Common cost drivers in financial software development services
| Driver | Why it adds work | Buyer move |
| Compliance artifacts | More evidence and reviews | Define artifacts as deliverables |
| Complex integrations | More edge cases | Prototype the hardest integration first |
| High availability | More operational testing | Set reliability targets early |
| Reconciliation | More tooling and data work | Treat it as core scope |
| Security verification | More test scope | Use ASVS mapping for acceptance |
| Secure build practices | More pipeline discipline | Require SSDF-style controls |
| Payment data exposure | More controls and segmentation | Reduce scope where possible |
Ask for pricing by deliverables. Time-only pricing often hides stabilization. Stabilization is where timelines slip.

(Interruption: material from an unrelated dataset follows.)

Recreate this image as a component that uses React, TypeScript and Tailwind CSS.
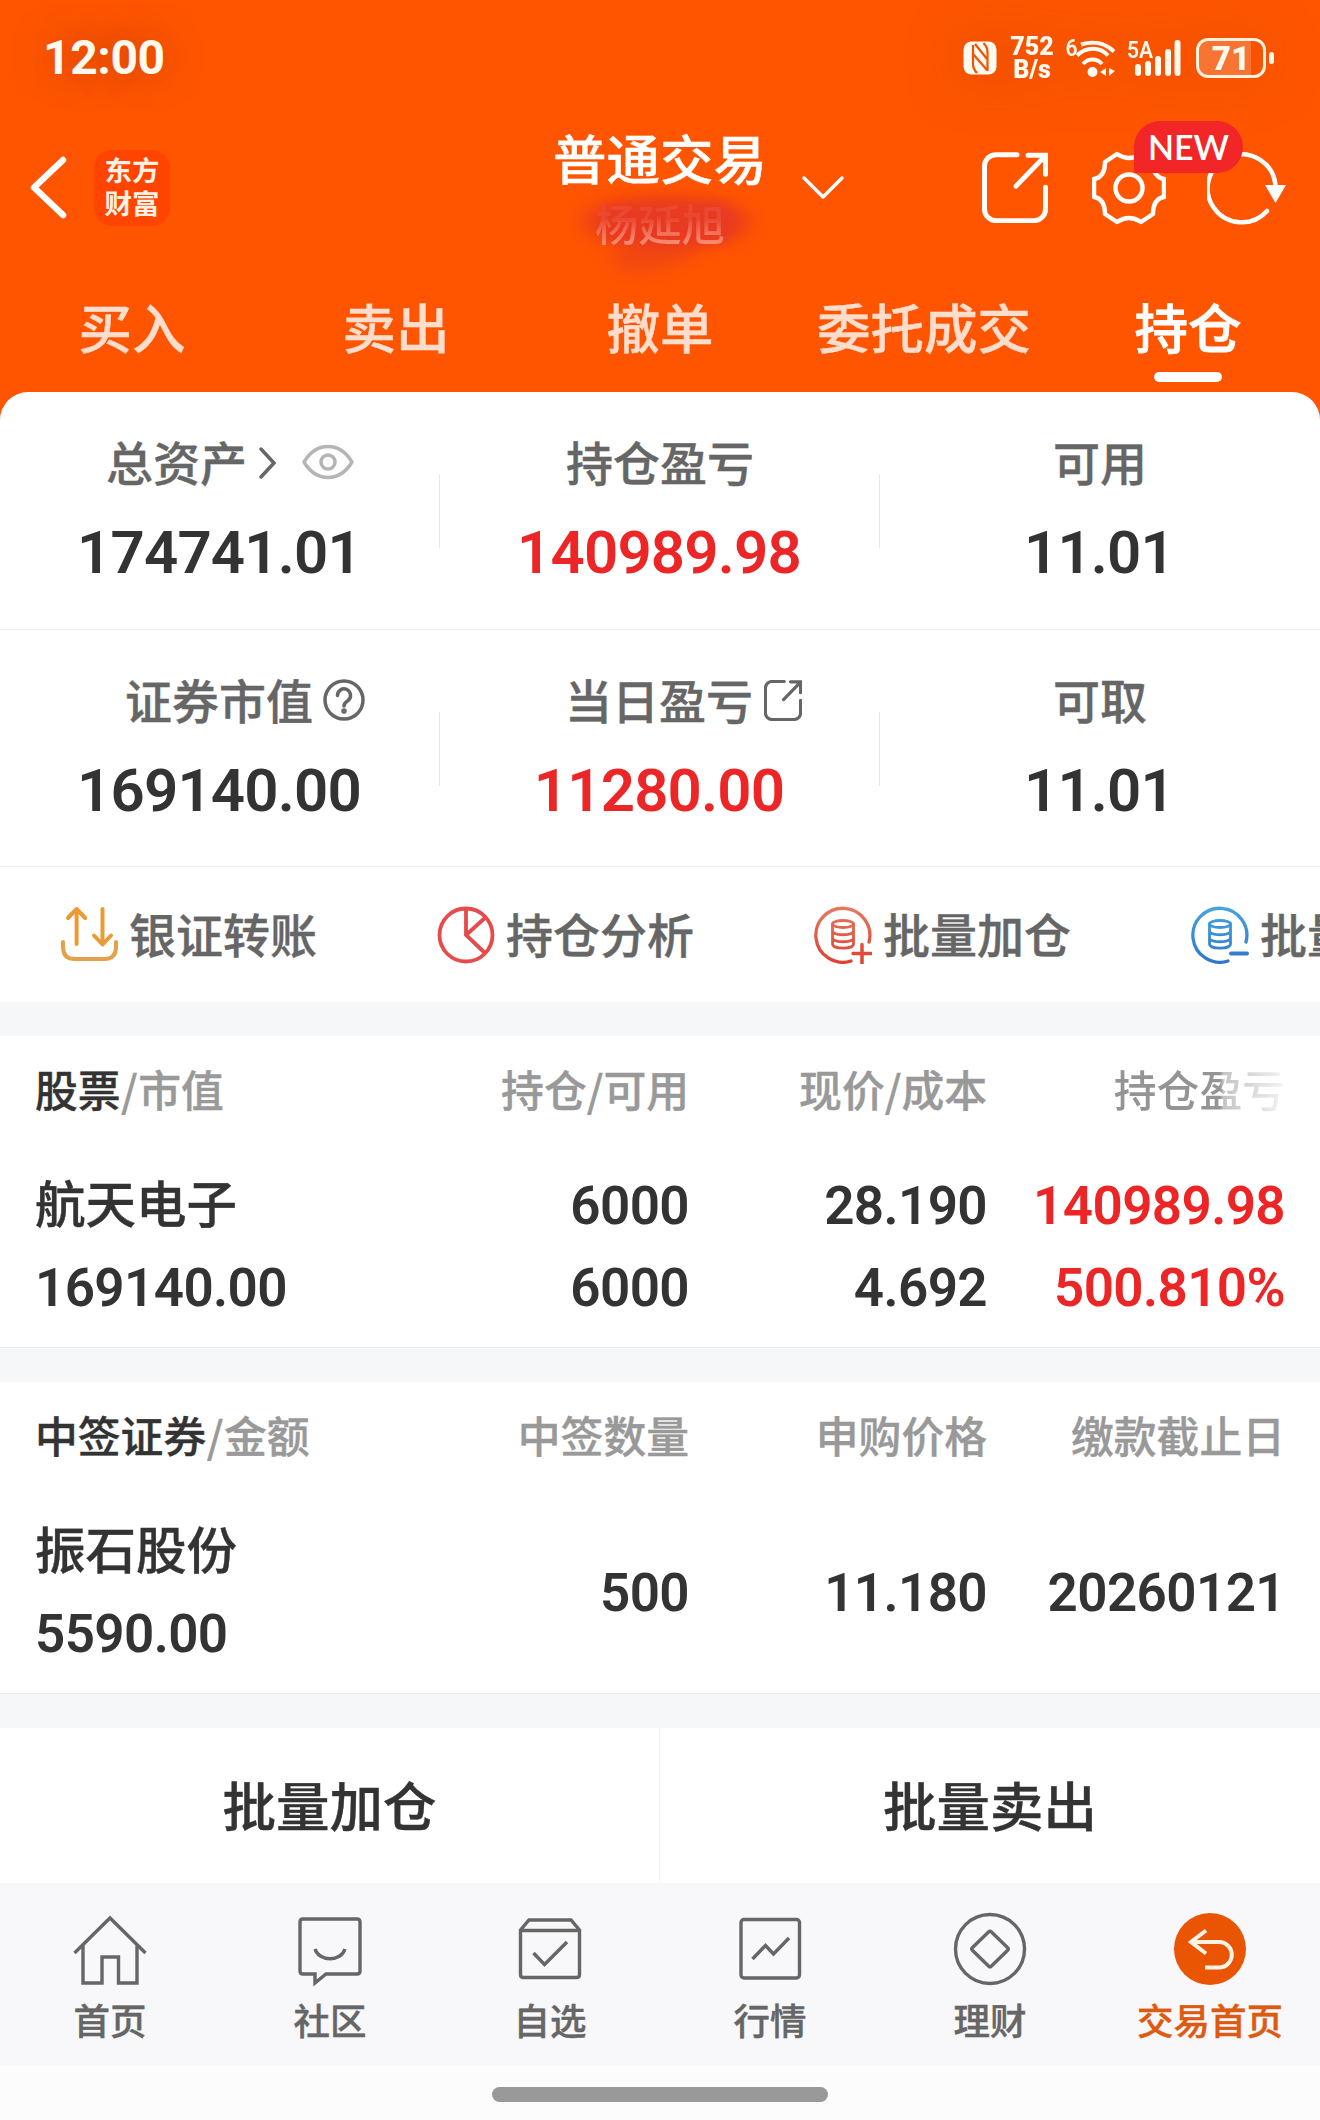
import type { ReactNode } from "react";

const TABS = ["买入", "卖出", "撤单", "委托成交", "持仓"];

/* ---------- Status bar ---------- */

function StatusBar() {
  return (
    <div className="flex h-[114px] items-center pl-[43px] pr-[46px] pt-[2px] font-[Roboto,sans-serif] text-[#fffaf0] [-webkit-text-stroke:0]">
      <span className="text-[48px] font-bold leading-[56px] tracking-[-0.4px] [text-shadow:0_0_40px_rgba(60,30,0,0.35)]">12:00</span>

      <div className="ml-auto flex items-center drop-shadow-[0_0_30px_rgba(60,30,0,0.25)]">
        {/* NFC */}
        <svg width="34" height="34" viewBox="0 0 34 34">
          <rect x="0.5" y="0.5" width="33" height="33" rx="8" fill="#fffaf0" />
          <path d="M10 4v19c0 4 1 6 4 9M12 3l12 15M10 13l14 16M24.500 30V11c0-4-1-6-4-9" fill="none" stroke="#f45200" strokeWidth="2.200" />
        </svg>
        <div className="ml-[13px] w-[44px] text-center text-[25px] font-black leading-[23px]">
          <div>752</div>
          <div>B/s</div>
        </div>
        {/* Wi-Fi */}
        <svg className="ml-[11px]" width="54" height="44" viewBox="0 0 54 44" fill="none" stroke="#fffaf0" strokeWidth="4">
          <text x="0.5" y="20" fontSize="24" fontWeight="600" fill="#fffaf0" stroke="none" fontFamily="Roboto" textLength="12" lengthAdjust="spacingAndGlyphs">6</text>
          <path d="M16 8.500c12-4 24-1.500 33 7" />
          <path d="M12 19.500c9-9 23-9 31 0" />
          <path d="M18 28c5-6 14-6 19 0" />
          <circle cx="27.500" cy="36" r="5" fill="#fffaf0" stroke="none" />
          <path d="M35 36l6-4v8zM43 32v8M44 32l6 3-6 5z" fill="#fffaf0" stroke="none" />
        </svg>
        {/* Signal */}
        <svg className="ml-[8px]" width="56" height="44" viewBox="0 0 56 44">
          <text x="0" y="21.500" fontSize="24" fontWeight="600" fill="#fffaf0" fontFamily="Roboto" textLength="26" lengthAdjust="spacingAndGlyphs">5A</text>
          <g stroke="#fffaf0" strokeWidth="6" strokeLinecap="round">
            <path d="M11 31v6M21 28v9M31 23v14M41 16v21M50.500 7v30" />
          </g>
        </svg>
        {/* Battery */}
        <div className="relative ml-[13px] flex h-[40px] w-[70px] items-center justify-center overflow-hidden rounded-[12px] border-[3px] border-[#fff3e0] text-[33px] font-black leading-none">
          <div className="absolute inset-y-0 left-0 w-[52px] bg-white/20" />
          <span className="relative">71</span>
        </div>
        <div className="ml-[3px] h-[12px] w-[5px] rounded-full bg-[#fffaf0]" />
      </div>
    </div>
  );
}

/* ---------- Header ---------- */

function ShareIcon({ size, stroke }: { size: number; stroke: number }) {
  return (
    <svg width={size} height={size * 1.08} viewBox="0 0 66 71" fill="none" stroke="currentColor" strokeWidth={stroke} strokeLinecap="round">
      <path d="M35 2.500H14A11.500 11.500 0 0 0 2.500 14v43A11.500 11.500 0 0 0 14 68.500h38A11.500 11.500 0 0 0 63.500 57V35" />
      <path d="M46 3h17.500v19M63 4L34 34" />
    </svg>
  );
}

function Header() {
  return (
    <div className="grid h-[150px] grid-cols-[520px_280px_1fr] items-center text-white">
      <div className="flex items-center pb-[2px] pl-[29px]">
        <svg width="40" height="66" viewBox="0 0 40 66" fill="none" stroke="white" strokeWidth="6.500" strokeLinecap="round" strokeLinejoin="round">
          <path d="M34 5L5 32.500 34 60" />
        </svg>
        <div className="ml-[25px] flex h-[76px] w-[76px] flex-col items-center justify-center rounded-[18px] bg-[#ff4400] pb-[4px] text-[27.500px] font-bold leading-[33px] text-[#fff0e4] [-webkit-text-stroke:0]">
          <span>东方</span>
          <span>财富</span>
        </div>
      </div>

      <div className="flex flex-col items-center pb-[2px]">
        <div className="h-[70px] text-[53.500px] font-medium leading-[70px]">普通交易</div>
        <div className="relative h-[62px] text-[43.500px] font-medium leading-[62px]">
          {/* Brush smear that hides the account name */}
          <div className="absolute -left-[14px] top-[5px] h-[50px] w-[172px] rounded-[50%] bg-[#e83a22]/80 blur-[9px]" />
          <div className="absolute left-[8px] top-[12px] h-[38px] w-[130px] rounded-[14px] bg-[#e83a22] blur-[6px]" />
          <div className="absolute left-[14px] top-[44px] h-[34px] w-[90px] -rotate-12 rounded-[50%] bg-[#e83a22]/50 blur-[9px]" />
          <span className="relative bg-linear-to-b from-[#ea4830] from-45% to-[#fa9680] to-90% bg-clip-text text-transparent [-webkit-text-stroke:0]">杨延旭</span>
        </div>
      </div>

      <div className="flex items-center pb-[3px]">
        <svg width="46" height="28" viewBox="0 0 46 28" fill="none" stroke="white" strokeWidth="3.500" strokeLinecap="round" strokeLinejoin="round">
          <path d="M4 4l19 19L42 4" />
        </svg>
        <div className="ml-[136px]">
          <ShareIcon size={66} stroke={5} />
        </div>
        <div className="relative ml-[44px]">
          <svg width="74" height="74" viewBox="-37 -37 74 74" fill="none" stroke="white" strokeWidth="4.500" strokeLinejoin="round">
            <path d="M-35-9Q-24-11-24-26L-12-34Q0-26 12-34L24-26Q24-11 35-9V9Q24 11 24 26L12 34Q0 26-12 34L-24 26Q-24 11-35 9Z" />
            <circle r="13.500" />
          </svg>
          <div className="absolute -top-[30px] left-[42px] z-10 flex h-[52px] w-[109px] items-center justify-center rounded-[26px] rounded-bl-none bg-[#f22626] font-[Lato,sans-serif] text-[34px] font-semibold leading-none [-webkit-text-stroke:0]">
            NEW
          </div>
        </div>
        <svg className="ml-[41px]" width="80" height="74" viewBox="0 0 80 74" fill="none" stroke="white" strokeWidth="4.500" strokeLinecap="round">
          <path d="M60 60A34 34 0 1 1 68.500 34" />
          <path d="M58 34h21L68.500 52z" fill="white" stroke="none" />
        </svg>
      </div>
    </div>
  );
}

function Tabs() {
  return (
    <div className="grid h-[128px] grid-cols-5 text-[53.500px] font-medium leading-[66px]">
      {TABS.map((tab) => {
        const active = tab === "持仓";
        return (
          <div
            key={tab}
            className={
              active
                ? "flex flex-col items-center pt-[29px] text-white [-webkit-text-stroke:0.8px]"
                : "flex flex-col items-center pt-[29px] text-[#ffddcc]"
            }
          >
            {tab}
            {active && <div className="mt-[13px] h-[10px] w-[68px] rounded-full bg-white" />}
          </div>
        );
      })}
    </div>
  );
}

/* ---------- Asset summary ---------- */

function Stat({ label, value, red, divider }: { label: ReactNode; value: string; red?: boolean; divider?: boolean }) {
  return (
    <div className="relative flex flex-col items-center pt-[41px]">
      <div className="flex h-[56px] items-center text-[47px] font-medium leading-[56px] text-[#666]">{label}</div>
      <div
        className={`-ml-[2px] mt-[31px] h-[64px] font-[Roboto,sans-serif] text-[60px] font-semibold leading-[65px] tracking-[-0.8px] [-webkit-text-stroke:0] ${red ? "text-[#ec2626]" : "text-[#333]"}`}
      >
        {value}
      </div>
      {divider && <div className="absolute right-0 top-[82px] h-[74px] w-px bg-[#e8e8e8]" />}
    </div>
  );
}

function Summary() {
  return (
    <>
      <div className="grid h-[238px] grid-cols-3 border-b border-[#ececec]">
        <Stat
          divider
          value="174741.01"
          label={
            <div className="ml-[20px] flex items-center">
              总资产
              <svg className="ml-[11px] mt-[3px]" width="20" height="34" viewBox="0 0 20 34" fill="none" stroke="#666" strokeWidth="3.500" strokeLinecap="round">
                <path d="M3 3l13 14L3 31" />
              </svg>
              <svg className="ml-[24px] mt-[2px]" width="52" height="36" viewBox="0 0 52 36" fill="none" stroke="#b5b5b5" strokeWidth="3.500">
                <path d="M2 18C8 8 16 2.500 26 2.500S44 8 50 18C44 28 36 33.500 26 33.500S8 28 2 18z" strokeLinejoin="round" />
                <circle cx="26" cy="18" r="7" />
              </svg>
            </div>
          }
        />
        <Stat divider red label="持仓盈亏" value="140989.98" />
        <Stat label="可用" value="11.01" />
      </div>
      <div className="grid h-[237px] grid-cols-3 border-b border-[#ececec]">
        <Stat
          divider
          value="169140.00"
          label={
            <div className="relative -ml-[2px]">
              证券市值
              <svg className="absolute left-full top-[8px] ml-[10px]" width="42" height="42" viewBox="0 0 42 42" fill="none" stroke="#666" strokeWidth="3.500" strokeLinecap="round">
                <circle cx="21" cy="21" r="19" />
                <path d="M14.500 16.500a6.500 6.500 0 1 1 10.500 5c-3 2-4 3-4 5.500" />
                <circle cx="21" cy="32" r="1" fill="#666" />
              </svg>
            </div>
          }
        />
        <Stat
          divider
          red
          value="11280.00"
          label={
            <div className="relative -ml-[2px]">
              当日盈亏
              <div className="absolute left-full top-[9px] ml-[11px]">
                <ShareIcon size={38} stroke={5.5} />
              </div>
            </div>
          }
        />
        <Stat label="可取" value="11.01" />
      </div>
    </>
  );
}

/* ---------- Quick actions ---------- */

function CoinsIcon({ from, to, id, plus }: { from: string; to: string; id: string; plus?: boolean }) {
  return (
    <svg width="58" height="58" viewBox="0 0 58 58" fill="none" stroke={`url(#${id})`} strokeWidth="3.300" strokeLinecap="round">
      <defs>
        <linearGradient id={id} gradientUnits="userSpaceOnUse" x1="0" y1="0" x2="0" y2="58">
          <stop offset="0" stopColor={from} />
          <stop offset="1" stopColor={to} />
        </linearGradient>
      </defs>
      <path d="M37 55A27 27 0 1 1 55 36" />
      <ellipse cx="29" cy="18" rx="10.500" ry="3.500" strokeWidth="2.800" />
      <path d="M18.500 18V38c0 5.500 21 5.500 21 0V18M18.500 25c0 5 21 5 21 0M18.500 32c0 5 21 5 21 0" strokeWidth="2.800" />
      {plus ? <path d="M39 47.500h18M48 38.500V57" strokeWidth="3.500" /> : <path d="M40 47.600L56 47.500" strokeWidth="4" />}
    </svg>
  );
}

function QuickActions() {
  return (
    <div className="flex h-[135px] items-center gap-[120px] overflow-hidden pl-[60px] text-[47px] font-medium leading-[58px] text-[#666]">
      <div className="flex shrink-0 items-center gap-[11px]">
        <svg width="58" height="58" viewBox="0 0 58 58" fill="none" stroke="#eb9b35" strokeWidth="4" strokeLinecap="round" strokeLinejoin="round">
          <path d="M16.600 38V3M8 12l8.600-9 8.600 9M42.500 3v35M34 29.500l8.500 9 8.500-9" />
          <path d="M3 36v5c0 8 4 12 12 12h29c8 0 12-4 12-12v-5" stroke="#e3a24a" />
        </svg>
        <span className="-mt-1">银证转账</span>
      </div>
      <div className="flex shrink-0 items-center gap-[11px]">
        <svg width="58" height="58" viewBox="0 0 58 58" fill="none" stroke="#e64a4a" strokeWidth="3.800">
          <circle cx="29" cy="29" r="26.500" />
          <path d="M29 2v27l20 19M29 29l20-18" />
        </svg>
        <span className="-mt-1">持仓分析</span>
      </div>
      <div className="flex shrink-0 items-center gap-[11px]">
        <CoinsIcon id="coins-add" from="#e67a62" to="#dc4030" plus />
        <span className="-mt-1">批量加仓</span>
      </div>
      <div className="flex shrink-0 items-center gap-[11px]">
        <CoinsIcon id="coins-sub" from="#48a4e0" to="#2f76cc" />
        <span className="-mt-1">批量卖出</span>
      </div>
    </div>
  );
}

/* ---------- Tables ---------- */

function Gap() {
  return <div className="h-[34px] bg-[#f6f7f9]" />;
}

function TableHead({ first, sub, cols, fade }: { first: string; sub: string; cols: string[]; fade?: boolean }) {
  return (
    <div className="grid h-[106px] grid-cols-[654px_298px_298px] items-center pb-[2px] pl-[35px] text-[42.800px] font-medium leading-[60px] text-[#999]">
      <div className="grid grid-cols-[1fr_auto]">
        <span>
          <span className="text-[#333]">{first}</span>
          <span className="mx-[0.5px]">/</span>
          {sub}
        </span>
        <span>{cols[0]}</span>
      </div>
      <div className="text-right">{cols[1]}</div>
      <div className="flex justify-end">
        <span
          className={
            fade ? "bg-linear-to-r from-[#949494] from-62% via-[#c4c4c4] via-64% to-[#f4f4f4] bg-clip-text text-transparent [-webkit-text-stroke:0]" : ""
          }
        >
          {cols[2]}
        </span>
      </div>
    </div>
  );
}

const NUM = "relative top-px font-[Roboto,sans-serif] text-[53px] font-semibold tracking-[-0.6px] [-webkit-text-stroke:0]";

function Holdings() {
  return (
    <section className="h-[312px] border-b border-[#ebebeb]">
      <TableHead first="股票" sub="市值" cols={["持仓/可用", "现价/成本", "持仓盈亏"]} fade />
      <div className="mt-[22px] grid grid-cols-[353px_301px_298px_298px] pl-[35px] text-right leading-[82px] text-[#333]">
        <div className="-mt-1 h-[86px] text-left text-[50.500px] font-medium">航天电子</div>
        <div className={NUM}>6000</div>
        <div className={NUM}>28.190</div>
        <div className={`${NUM} text-[#ec2626]`}>140989.98</div>
        <div className={`${NUM} text-left`}>169140.00</div>
        <div className={NUM}>6000</div>
        <div className={NUM}>4.692</div>
        <div className={`${NUM} text-[#ec2626]`}>500.810%</div>
      </div>
    </section>
  );
}

function Allotments() {
  return (
    <section className="h-[312px] border-b border-[#ebebeb]">
      <TableHead first="中签证券" sub="金额" cols={["中签数量", "申购价格", "缴款截止日"]} />
      <div className="mt-[22px] grid grid-cols-[353px_301px_298px_298px] items-center pl-[35px] text-right leading-[82px] text-[#333]">
        <div className="text-left">
          <div className="-mt-1 h-[86px] text-[50.500px] font-medium">振石股份</div>
          <div className={NUM}>5590.00</div>
        </div>
        <div className={NUM}>500</div>
        <div className={NUM}>11.180</div>
        <div className={NUM}>20260121</div>
      </div>
    </section>
  );
}

/* ---------- Bottom navigation ---------- */

const NAV: { label: string; icon: ReactNode }[] = [
  { label: "首页", icon: <path d="M2.500 42L38 7l35.500 35M11 34v38h19V46h16.500v26H65V34" /> },
  {
    label: "社区",
    icon: <path d="M11 8h54q3 0 3 3v49q0 3-3 3H34l-11 9v-9H11q-3 0-3-3V11q0-3 3-3zM23 38c4 13 26 13 30 0" />,
  },
  {
    label: "自选",
    icon: <path d="M17 9h42l8.500 10v44.500q0 3-3 3H11.500q-3 0-3-3V19zM8.500 19.500h59M21.500 42l11 11.500L55 31" />,
  },
  {
    label: "行情",
    icon: (
      <>
        <rect x="9" y="8.500" width="58.500" height="58.500" rx="3" />
        <path d="M20.500 48L33.500 34.500l8 8.500L57 27" />
      </>
    ),
  },
  {
    label: "理财",
    icon: (
      <>
        <circle cx="38" cy="38" r="34.500" />
        <path d="M36.800 20.800q1.200-1.200 2.400 0l16.500 16q1.200 1.200 0 2.400l-16.500 16q-1.200 1.200-2.400 0l-16.500-16q-1.200-1.200 0-2.400z" />
      </>
    ),
  },
  {
    label: "交易首页",
    icon: (
      <>
        <circle cx="38" cy="38" r="36" fill="#ea5504" stroke="none" />
        <path d="M34 19.500L19 31l15 11.500M19 31h28a12.500 12.500 0 0 1 0 25.500H33" stroke="#fff3e6" strokeWidth="4" />
      </>
    ),
  },
];

function BottomNav() {
  return (
    <nav className="grid h-[183px] grid-cols-6 bg-[#f8f8fa]">
      {NAV.map(({ label, icon }) => (
        <div key={label} className="flex flex-col items-center pt-[28px]">
          <svg width="76" height="76" viewBox="0 0 76 76" fill="none" stroke="#666" strokeWidth="3.400">
            {icon}
          </svg>
          <span className={`mt-[7px] text-[36.500px] font-medium leading-[52px] ${label === "交易首页" ? "text-[#dd5a12]" : "text-[#666]"}`}>{label}</span>
        </div>
      ))}
    </nav>
  );
}

export default function App() {
  return (
    <div className="h-[2120px] w-[1320px] overflow-hidden bg-[#ff5500] font-['Noto_Sans_CJK_SC',sans-serif] [-webkit-text-stroke:0.4px]">
      <StatusBar />
      <Header />
      <Tabs />
      <main className="rounded-t-[28px] bg-white">
        <Summary />
        <QuickActions />
        <Gap />
        <Holdings />
        <Gap />
        <Allotments />
        <Gap />
        <div className="grid h-[155px] grid-cols-2 text-center text-[53.500px] font-medium leading-[152px] text-[#333]">
          <div className="border-r border-[#f4f4f4]">批量加仓</div>
          <div>批量卖出</div>
        </div>
        <BottomNav />
        <div className="flex h-[54px] justify-center bg-[#fcfcfc] pt-[21px]">
          <div className="h-[15px] w-[336px] rounded-full bg-[#999]" />
        </div>
      </main>
    </div>
  );
}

KPIs that prove the services are working after launch
You will know whether the build is healthy in production. So define metrics early. Assign owners.
Buyer-friendly KPI set
| Area | KPI | Why it matters |
| Reliability | Error rate by endpoint | Shows backend stability |
| Money movement | Success rate by provider/rail | Reveals integration health |
| Data integrity | Reconciliation exceptions | Shows drift risk |
| Onboarding | Step drop-off rate | Shows trust friction |
| Risk controls | Manual review rate | Shows operational load |
| Support | Tickets per active user | Converts chaos into cost |
Dashboards without owners do nothing. Owners convert signals into fixes. Fixes protect revenue.
Closing: the fastest way to buy financial software development services with confidence
A provider of financial software development services should reduce uncertainty. They do it with artifacts, tests, and operational readiness. They do not do it with confident wording.